One commentator asserted that the game had "incredible role-playing potential", but the concept of role-playing rabbits can be viewed as bizarre, and as such they believed that most people thought it was stupid when it was first released.

James Davis Nicoll in 2020 for Black Gate said "In most games, the PCs are functionally apex predators. Not so in B. Dennis Sustare and Scott Robinson's Watership Down-inspired Bunnies and Burrows, in which you play a rabbit, a tasty, tasty rabbit. Filled with legitimately innovative game mechanics, it provided a combat system the rabbits were very ill-advised to use, as well as a skill system hampered only by the fact the rabbits were, well, as smart as rabbits. Human NPCs fill the Cosmic Horror niche: enigmatic, powerful, and deadly."

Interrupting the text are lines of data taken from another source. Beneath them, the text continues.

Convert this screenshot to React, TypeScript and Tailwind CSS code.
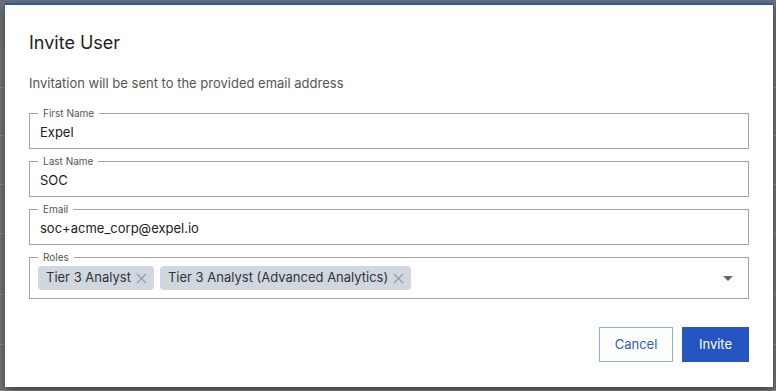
import { X } from "lucide-react";

const fields = [
  { label: "First Name", value: "Expel" },
  { label: "Last Name", value: "SOC" },
  { label: "Email", value: "soc+acme_corp@expel.io" },
];

const roles = ["Tier 3 Analyst", "Tier 3 Analyst (Advanced Analytics)"];

const bgRows = [45, 48, 49, 49, 61, 50, 46];

export default function App() {
  return (
    <div className="relative w-[776px] h-[391px] overflow-hidden bg-[#747474] font-['Inter',sans-serif]">
      {/* dimmed page behind the dialog */}
      <div className="flex flex-col">
        <div className="h-[43px] bg-[#6c7177]" />
        {bgRows.map((h, i) => (
          <div key={i} style={{ height: h }} className="border-b border-[#8a8a8a]" />
        ))}
      </div>

      <div className="absolute left-[5px] top-[3px] w-[768px] h-[384px] bg-white border-t-2 border-[#2457c5] shadow-[0_4px_10px_rgba(0,0,0,0.45)]">
        <div className="px-6 pt-6 flex flex-col">
          <h2 className="text-[18px] leading-[28px] text-[#222]">Invite User</h2>
          <p className="mt-4 text-[13px] leading-[20px] text-[#555]">
            Invitation will be sent to the provided email address
          </p>

          <div className="mt-[14px] flex flex-col gap-[6px]">
            {fields.map(f => (
              <fieldset key={f.label} className="border border-[#a3a3a3] px-[8px] pb-[6px]">
                <legend className="px-[5px] text-[10px] leading-[12px] text-[#555]">{f.label}</legend>
                <div className="pt-[3px] pl-[2px] text-[13px] leading-[20px] text-[#222]">{f.value}</div>
              </fieldset>
            ))}

            <fieldset className="border border-[#a3a3a3] px-[8px] pb-[8px]">
              <legend className="px-[5px] text-[10px] leading-[12px] text-[#555]">Roles</legend>
              <div className="pt-[3px] flex items-center">
                <div className="flex-1 flex gap-[6px]">
                  {roles.map(r => (
                    <span
                      key={r}
                      className="h-[24px] flex items-center gap-[6px] pl-2 pr-2 rounded-[4px] bg-[#d0d7e1] text-[13px] text-[#333]"
                    >
                      {r}
                      <X size={17} strokeWidth={1.5} className="-mx-[4px] text-[#999]" />
                    </span>
                  ))}
                </div>
                <svg width="10" height="5" viewBox="0 0 10 5" className="mr-[7px]">
                  <path d="M0 0h10L5 5z" fill="#666" />
                </svg>
              </div>
            </fieldset>
          </div>

          <div className="mt-[28px] flex justify-end gap-[9px]">
            <button className="w-[74px] h-[35px] border border-[#8daee2] text-[#2a5cc6] text-[13px]">
              Cancel
            </button>
            <button className="w-[67px] h-[35px] bg-[#2555c0] text-white text-[13px]">Invite</button>
          </div>
        </div>
      </div>
    </div>
  );
}
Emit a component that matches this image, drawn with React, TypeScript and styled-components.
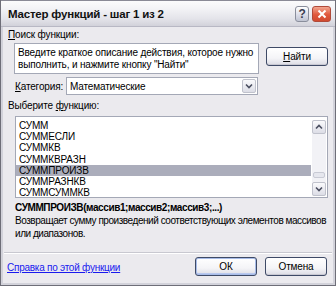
import React from "react";
import styled, { createGlobalStyle } from "styled-components";

const Global = createGlobalStyle`
  html, body { margin: 0; padding: 0; background: #ffffff; }
  * { box-sizing: border-box; }
`;

const FONT = `"Liberation Sans", Arial, sans-serif`;

const Window = styled.div`
  width: 336px;
  height: 286px;
  display: flex;
  flex-direction: column;
  background: #ebeaee;
  border: 1px solid #6e6e78;
  border-top: none;
  font-family: ${FONT};
  font-size: 10px;
  letter-spacing: -0.15px;
  color: #000;
  overflow: hidden;
`;

const TitleBar = styled.div`
  height: 27px;
  flex: none;
  display: flex;
  align-items: center;
  padding: 0 4px 0 7px;
  background: linear-gradient(#fbfbfc 0%, #f3f3f6 30%, #e4e4ea 70%, #d2d2da 100%);
  border-top: 1px solid #8a8a96;
  border-bottom: 1px solid #b8b8c4;
`;

const Title = styled.div`
  flex: 1;
  font-weight: bold;
  font-size: 11.5px;
  letter-spacing: -0.2px;
  color: #111;
`;

const CaptionButton = styled.div<{ $close?: boolean }>`
  width: ${(p) => (p.$close ? 19 : 14)}px;
  height: 16px;
  margin-left: ${(p) => (p.$close ? 3 : 0)}px;
  border-radius: 3px;
  border: 1px solid ${(p) => (p.$close ? "#b04a3a" : "#8a8e9c")};
  background: ${(p) =>
    p.$close
      ? "linear-gradient(#f2a690, #e0583c 55%, #d04a30)"
      : "linear-gradient(#ffffff, #d8dae6 60%, #c0c4d2)"};
  display: flex;
  align-items: center;
  justify-content: center;
  color: #3a3e52;
  font-weight: bold;
  font-size: 12px;
`;

const Body = styled.div`
  flex: 1;
  display: flex;
  flex-direction: column;
  padding: 0 3px 0 5px;
  border-left: 2px solid #d2d2da;
  border-right: 2px solid #d2d2da;
  border-bottom: 2px solid #d2d2da;
`;

const Label = styled.div`
  height: 13px;
  line-height: 13px;
  white-space: nowrap;
`;

const U = styled.span`
  text-decoration: underline;
`;

const SearchRow = styled.div`
  display: flex;
  align-items: flex-start;
  margin-top: 2px;
  padding-left: 6px;
`;

const SearchBox = styled.div`
  width: 245px;
  height: 31px;
  background: #fff;
  border: 1px solid #a4a8b6;
  padding: 3px 0 0 3px;
  line-height: 11.5px;
  white-space: nowrap;
  overflow: hidden;
`;

const Button = styled.div<{ $default?: boolean }>`
  width: 62px;
  height: 19px;
  border: 1px solid #3e4a66;
  border-radius: 3px;
  background: linear-gradient(#ffffff, #f4f4f7 60%, #dcdce4);
  box-shadow: ${(p) =>
    p.$default
      ? "inset 0 0 0 1px #a8bce8, inset 0 -1px 0 1px #b8c8ee"
      : "inset 0 -1px 0 #c8c8d2"};
  display: flex;
  align-items: center;
  justify-content: center;
`;

const SearchButtonWrap = styled.div`
  margin-left: 7px;
  margin-top: 4px;
`;

const CategoryRow = styled.div`
  display: flex;
  align-items: center;
  margin-top: 3px;
  padding-left: 7px;
`;

const CategoryLabel = styled.div`
  width: 51px;
  white-space: nowrap;
`;

const Select = styled.div`
  width: 192px;
  height: 18px;
  background: #fff;
  border: 1px solid #a4a8b6;
  display: flex;
  align-items: center;
  padding-left: 3px;
`;

const SelectText = styled.div`
  flex: 1;
`;

const ArrowBtn = styled.div`
  width: 14px;
  height: 14px;
  margin-right: 1px;
  border: 1px solid #c0c2cc;
  border-radius: 2px;
  background: linear-gradient(#fafafc, #dcdde6);
  display: flex;
  align-items: center;
  justify-content: center;
`;

const ListBox = styled.div`
  margin: 4px 2px 0 7px;
  height: 82px;
  flex: none;
  background: #fff;
  border: 1px solid #a4a8b6;
  display: flex;
`;

const Items = styled.div`
  flex: 1;
  display: flex;
  flex-direction: column;
  padding-top: 3px;
  overflow: hidden;
`;

const Item = styled.div<{ $selected?: boolean }>`
  flex: none;
  height: 11.2px;
  line-height: 11.2px;
  padding-left: 3px;
  margin-right: 1px;
  background: ${(p) => (p.$selected ? "#abadbb" : "transparent")};
  white-space: nowrap;
`;

const ScrollBar = styled.div`
  width: 14px;
  margin: 3px 1px 1px 0;
  display: flex;
  flex-direction: column;
  background: #f2f2f6;
`;

const ScrollBtn = styled.div`
  width: 14px;
  height: 14px;
  flex: none;
  border: 1px solid #c0c2cc;
  border-radius: 2px;
  background: linear-gradient(#fafafc, #dcdde6);
  display: flex;
  align-items: center;
  justify-content: center;
`;

const Track = styled.div`
  flex: 1;
  display: flex;
  flex-direction: column;
  justify-content: flex-end;
  padding-bottom: 4px;
`;

const Thumb = styled.div`
  height: 6px;
  margin: 0 1px;
  border: 1px solid #c8cad4;
  border-radius: 2px;
  background: #e6e7ee;
`;

const Signature = styled.div`
  margin: 3px 0 0 7px;
  font-weight: bold;
  font-size: 10px;
  letter-spacing: -0.4px;
  line-height: 13px;
  white-space: nowrap;
`;

const Description = styled.div`
  margin: 0 0 0 7px;
  line-height: 13px;
  letter-spacing: -0.45px;
  white-space: nowrap;
`;

const Separator = styled.div`
  margin: 12px -2px 0 -4px;
  height: 2px;
  flex: none;
  border-top: 1px solid #c8c8d0;
  border-bottom: 1px solid #ffffff;
`;

const Footer = styled.div`
  display: flex;
  align-items: center;
  margin-top: 3px;
`;

const Link = styled.a`
  flex: 1;
  color: #1a1aee;
  text-decoration: underline;
  margin-top: 1px;
  margin-left: -1px;
  letter-spacing: -0.25px;
  white-space: nowrap;
`;

const FooterButtons = styled.div`
  display: flex;
  gap: 8px;
  margin-right: 3px;
`;

const Chevron = ({ up }: { up?: boolean }) => (
  <svg width="8" height="6" viewBox="0 0 8 6">
    <path
      d={up ? "M1 4.5 L4 1.5 L7 4.5" : "M1 1.5 L4 4.5 L7 1.5"}
      fill="none"
      stroke="#4a4e60"
      strokeWidth="1.6"
    />
  </svg>
);

const functions = [
  "СУММ",
  "СУММЕСЛИ",
  "СУММКВ",
  "СУММКВРАЗН",
  "СУММПРОИЗВ",
  "СУММРАЗНКВ",
  "СУММСУММКВ",
];

export default function App() {
  return (
    <>
      <Global />
      <Window>
        <TitleBar>
          <Title>Мастер функций - шаг 1 из 2</Title>
          <CaptionButton>?</CaptionButton>
          <CaptionButton $close>
            <svg width="10" height="10" viewBox="0 0 10 10">
              <path d="M1.5 1.5 L8.5 8.5 M8.5 1.5 L1.5 8.5" stroke="#fff" strokeWidth="2" />
            </svg>
          </CaptionButton>
        </TitleBar>
        <Body>
          <Label style={{ marginTop: 1 }}>
            <U>П</U>оиск функции:
          </Label>
          <SearchRow>
            <SearchBox>
              Введите краткое описание действия, которое нужно
              <br />
              выполнить, и нажмите кнопку "Найти"
            </SearchBox>
            <SearchButtonWrap>
              <Button>
                <U>Н</U>айти
              </Button>
            </SearchButtonWrap>
          </SearchRow>
          <CategoryRow>
            <CategoryLabel>
              <U>К</U>атегория:
            </CategoryLabel>
            <Select>
              <SelectText>Математические</SelectText>
              <ArrowBtn>
                <Chevron />
              </ArrowBtn>
            </Select>
          </CategoryRow>
          <Label style={{ marginTop: 4 }}>
            Выберите <U>ф</U>ункцию:
          </Label>
          <ListBox>
            <Items>
              {functions.map((f) => (
                <Item key={f} $selected={f === "СУММПРОИЗВ"}>
                  {f}
                </Item>
              ))}
            </Items>
            <ScrollBar>
              <ScrollBtn>
                <Chevron up />
              </ScrollBtn>
              <Track>
                <Thumb />
              </Track>
              <ScrollBtn>
                <Chevron />
              </ScrollBtn>
            </ScrollBar>
          </ListBox>
          <Signature>СУММПРОИЗВ(массив1;массив2;массив3;...)</Signature>
          <Description>
            Возвращает сумму произведений соответствующих элементов массивов
            <br />
            или диапазонов.
          </Description>
          <Separator />
          <Footer>
            <Link href="#">Справка по этой функции</Link>
            <FooterButtons>
              <Button $default>ОК</Button>
              <Button>Отмена</Button>
            </FooterButtons>
          </Footer>
        </Body>
      </Window>
    </>
  );
}
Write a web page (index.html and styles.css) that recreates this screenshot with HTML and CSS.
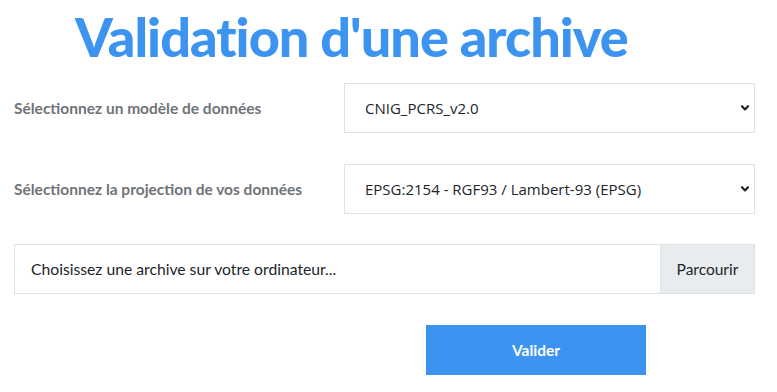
FILE: index.html
```html
<!DOCTYPE html>
<html lang="fr">
<head>
<meta charset="utf-8">
<title>Validation d'une archive</title>
<link rel="stylesheet" href="styles.css">
</head>
<body>
<main class="page">
  <h1 class="title">Validation d'une archive</h1>
  <form class="form">
    <div class="row">
      <label class="label" for="model">Sélectionnez un modèle de données</label>
      <div class="select-wrap">
        <select id="model" class="select">
          <option>CNIG_PCRS_v2.0</option>
        </select>
        <svg class="chevron" width="8" height="6" viewBox="0 0 8 6"><path d="M1 1.2 L4 4.4 L7 1.2" fill="none" stroke="#212529" stroke-width="2.2" stroke-linecap="round" stroke-linejoin="round"/></svg>
      </div>
    </div>
    <div class="row">
      <label class="label" for="proj">Sélectionnez la projection de vos données</label>
      <div class="select-wrap">
        <select id="proj" class="select">
          <option>EPSG:2154 - RGF93 / Lambert-93 (EPSG)</option>
        </select>
        <svg class="chevron" width="8" height="6" viewBox="0 0 8 6"><path d="M1 1.2 L4 4.4 L7 1.2" fill="none" stroke="#212529" stroke-width="2.2" stroke-linecap="round" stroke-linejoin="round"/></svg>
      </div>
    </div>
    <div class="file">
      <span class="file-text">Choisissez une archive sur votre ordinateur...</span>
      <span class="file-btn">Parcourir</span>
    </div>
    <div class="actions">
      <button type="button" class="submit">Valider</button>
    </div>
  </form>
</main>
</body>
</html>
```
FILE: styles.css
```css
* { box-sizing: border-box; }
html, body { margin: 0; padding: 0; background: #fff; }
body { font-family: Lato, "Open Sans", sans-serif; color: #212529; }

.page { padding: 0 22px 0 14px; }

.title {
  margin: 0 0 0 61px;
  padding-top: 6px;
  height: 83px;
  font-family: Lato, sans-serif;
  font-weight: 900;
  font-size: 54px;
  line-height: 62px;
  color: #3c94f0;
  letter-spacing: -1px;
}

.form { display: flex; flex-direction: column; }

.row {
  display: grid;
  grid-template-columns: 330px 1fr;
  align-items: center;
  height: 50px;
  margin-bottom: 31px;
}
.row + .row { margin-bottom: 30px; }

.label {
  font-family: Lato, sans-serif;
  font-weight: 700;
  font-size: 15.5px;
  color: #707378;
}

.select-wrap { position: relative; height: 50px; }
.select {
  appearance: none;
  -webkit-appearance: none;
  width: 100%;
  height: 50px;
  border: 1px solid #dee2e6;
  border-radius: 0;
  background: #fff;
  padding: 0 30px 0 20px;
  font-family: "Open Sans", sans-serif;
  font-size: 15px;
  color: #212529;
  outline: none;
}
.chevron { position: absolute; right: 6px; top: 22px; }

.file {
  display: flex;
  height: 50px;
  border: 1px solid #dee2e6;
  margin-bottom: 31px;
}
.file-text {
  flex: 1;
  display: flex;
  align-items: center;
  padding-left: 16px;
  font-family: Lato, sans-serif;
  font-size: 15.7px;
  color: #212529;
}
.file-btn {
  width: 94px;
  display: flex;
  align-items: center;
  justify-content: center;
  background: #e9ecef;
  border-left: 1px solid #dee2e6;
  font-family: Lato, sans-serif;
  font-size: 15.5px;
  color: #212529;
}

.actions { padding-left: 412px; }
.submit {
  width: 220px;
  height: 50px;
  border: 0;
  border-radius: 0;
  background: #3c94f0;
  color: #fff;
  font-family: Lato, sans-serif;
  font-weight: 700;
  font-size: 15.5px;
}
```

In his 2023 book Monsters, Aliens, and Holes in the Ground, RPG historian Stu Horvath noted, "B&B is the first game to push beyond the fantasy battle boundaries established by Dungeons & Dragons. This step [helped] the hobby arrive at the sort of indie games that focus on collaborative storytelling and lightweight, intuitive rules."

==Other reviews==
- Fantastic Science Fiction v27 n10
- The Playboy Winner's Guide to Board Games

==Publications==

===Books===
- Bunnies & Burrows (1976), Fantasy Games Unlimited
- Bunnies & Burrows (Second edition) (1982), Fantasy Games Unlimited
- Bunnies & Burrows (Third edition) (2019), Frog God Games

===Articles===
- Different Worlds Present the World of Druid's Valley: A Bunnies & Burrows Campaign (B. Dennis Sustare, 1979). Different Worlds, Chaosium.
- The Jackrabbits' Lair (Daniel J. Maxfield, 1982). Pegasus, Judges Guild.